REQUIREMENT:
Single out the lines of the material that contain "styles" and copy them.

DATASET EXTRACT:

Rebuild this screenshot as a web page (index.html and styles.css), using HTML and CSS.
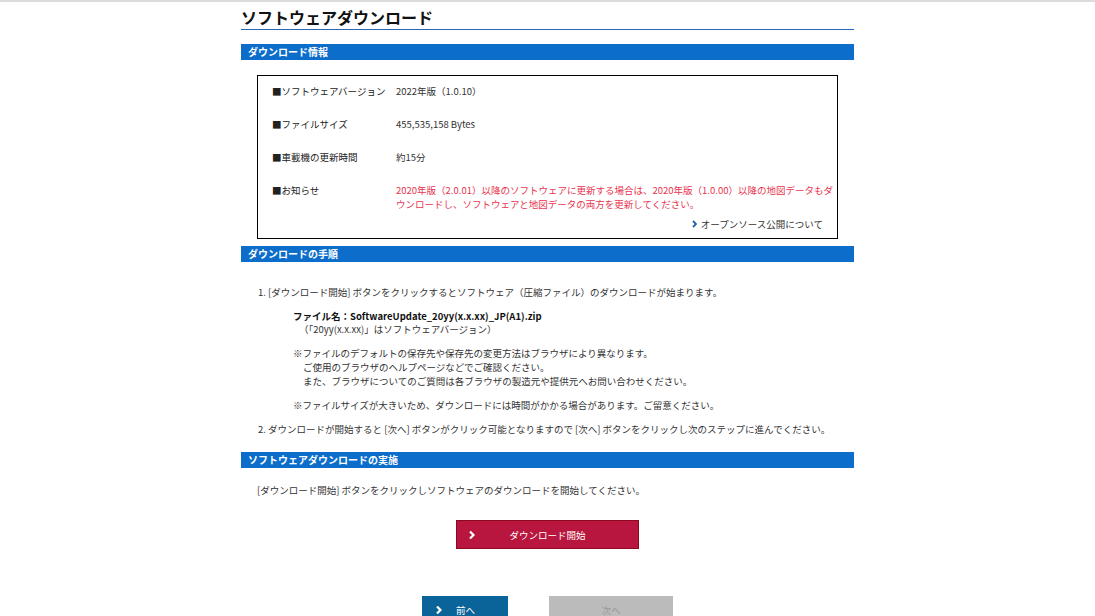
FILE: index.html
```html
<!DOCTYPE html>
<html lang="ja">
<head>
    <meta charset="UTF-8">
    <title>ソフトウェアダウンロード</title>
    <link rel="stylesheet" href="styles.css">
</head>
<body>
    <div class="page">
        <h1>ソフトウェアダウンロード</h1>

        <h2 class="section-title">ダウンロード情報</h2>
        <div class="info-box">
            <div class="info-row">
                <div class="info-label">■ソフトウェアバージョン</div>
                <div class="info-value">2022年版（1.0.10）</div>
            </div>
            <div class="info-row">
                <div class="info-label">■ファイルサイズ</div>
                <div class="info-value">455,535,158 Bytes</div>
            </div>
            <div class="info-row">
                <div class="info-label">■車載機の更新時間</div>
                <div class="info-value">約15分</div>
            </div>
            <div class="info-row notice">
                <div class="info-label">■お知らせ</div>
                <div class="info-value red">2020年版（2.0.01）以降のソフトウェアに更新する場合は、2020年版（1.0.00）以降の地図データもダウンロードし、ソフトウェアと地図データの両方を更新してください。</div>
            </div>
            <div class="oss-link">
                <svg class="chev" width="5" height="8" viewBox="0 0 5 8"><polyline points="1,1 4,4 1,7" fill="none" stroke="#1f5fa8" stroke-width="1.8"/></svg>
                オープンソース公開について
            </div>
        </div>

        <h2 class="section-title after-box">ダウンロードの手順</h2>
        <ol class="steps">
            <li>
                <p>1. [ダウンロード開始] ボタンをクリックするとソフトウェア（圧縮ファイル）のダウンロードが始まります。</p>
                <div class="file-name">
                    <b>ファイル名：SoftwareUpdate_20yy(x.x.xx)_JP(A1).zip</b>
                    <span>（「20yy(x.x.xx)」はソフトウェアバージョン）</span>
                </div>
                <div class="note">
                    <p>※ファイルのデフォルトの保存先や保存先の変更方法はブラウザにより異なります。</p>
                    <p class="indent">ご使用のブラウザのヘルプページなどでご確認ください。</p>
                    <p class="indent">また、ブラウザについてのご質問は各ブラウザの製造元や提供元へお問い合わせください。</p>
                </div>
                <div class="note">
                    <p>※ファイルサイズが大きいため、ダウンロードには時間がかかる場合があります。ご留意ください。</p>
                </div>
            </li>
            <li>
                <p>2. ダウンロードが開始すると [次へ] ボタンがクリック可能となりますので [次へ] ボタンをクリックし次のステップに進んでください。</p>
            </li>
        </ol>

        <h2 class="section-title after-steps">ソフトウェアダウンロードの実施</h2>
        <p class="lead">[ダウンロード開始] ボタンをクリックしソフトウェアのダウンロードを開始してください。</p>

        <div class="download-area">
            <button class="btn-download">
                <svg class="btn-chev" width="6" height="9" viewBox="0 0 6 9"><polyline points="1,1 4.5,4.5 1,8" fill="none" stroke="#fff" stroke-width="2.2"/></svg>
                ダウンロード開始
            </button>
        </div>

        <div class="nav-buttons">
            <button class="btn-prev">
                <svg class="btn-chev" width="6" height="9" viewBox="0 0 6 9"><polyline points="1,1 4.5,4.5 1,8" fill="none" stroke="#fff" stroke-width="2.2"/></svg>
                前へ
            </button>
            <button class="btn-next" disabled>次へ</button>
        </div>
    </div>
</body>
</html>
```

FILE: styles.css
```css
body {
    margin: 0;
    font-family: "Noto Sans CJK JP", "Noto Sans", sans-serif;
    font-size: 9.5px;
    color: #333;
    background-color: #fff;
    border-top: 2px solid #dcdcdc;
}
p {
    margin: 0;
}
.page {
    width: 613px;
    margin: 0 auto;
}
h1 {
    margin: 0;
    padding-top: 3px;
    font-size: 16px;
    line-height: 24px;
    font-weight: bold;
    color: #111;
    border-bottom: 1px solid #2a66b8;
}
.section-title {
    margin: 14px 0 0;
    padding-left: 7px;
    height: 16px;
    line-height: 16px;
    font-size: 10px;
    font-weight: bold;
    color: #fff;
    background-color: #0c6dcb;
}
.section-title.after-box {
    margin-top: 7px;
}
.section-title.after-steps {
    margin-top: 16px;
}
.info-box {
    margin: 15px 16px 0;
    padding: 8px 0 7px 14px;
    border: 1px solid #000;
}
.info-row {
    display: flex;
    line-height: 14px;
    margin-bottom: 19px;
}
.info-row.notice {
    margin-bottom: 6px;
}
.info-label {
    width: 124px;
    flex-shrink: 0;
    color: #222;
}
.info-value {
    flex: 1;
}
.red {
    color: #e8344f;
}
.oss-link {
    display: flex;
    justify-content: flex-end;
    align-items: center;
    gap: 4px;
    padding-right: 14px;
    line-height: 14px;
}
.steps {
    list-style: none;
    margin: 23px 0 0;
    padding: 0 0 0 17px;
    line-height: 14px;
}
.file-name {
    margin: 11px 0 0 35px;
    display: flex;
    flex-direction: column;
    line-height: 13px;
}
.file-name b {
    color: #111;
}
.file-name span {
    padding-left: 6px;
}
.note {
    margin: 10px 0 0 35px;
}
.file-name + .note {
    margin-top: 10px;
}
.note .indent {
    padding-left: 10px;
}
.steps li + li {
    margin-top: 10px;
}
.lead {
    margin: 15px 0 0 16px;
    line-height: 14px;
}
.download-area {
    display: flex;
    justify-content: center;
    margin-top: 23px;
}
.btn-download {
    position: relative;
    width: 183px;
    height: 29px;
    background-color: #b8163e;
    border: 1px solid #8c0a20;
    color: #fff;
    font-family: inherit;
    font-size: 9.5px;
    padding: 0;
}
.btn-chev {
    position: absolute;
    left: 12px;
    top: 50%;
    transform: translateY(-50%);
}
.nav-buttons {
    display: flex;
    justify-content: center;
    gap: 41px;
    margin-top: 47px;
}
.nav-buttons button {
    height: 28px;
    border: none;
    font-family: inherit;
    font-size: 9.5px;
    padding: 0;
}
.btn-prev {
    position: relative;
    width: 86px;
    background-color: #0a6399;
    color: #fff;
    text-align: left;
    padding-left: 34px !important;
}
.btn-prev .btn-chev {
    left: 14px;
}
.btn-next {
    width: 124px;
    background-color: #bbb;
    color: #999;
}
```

WRITTEN SOLUTION:
Rebuild this screenshot as a web page (index.html and styles.css), using HTML and CSS.
    <link rel="stylesheet" href="styles.css">
FILE: styles.css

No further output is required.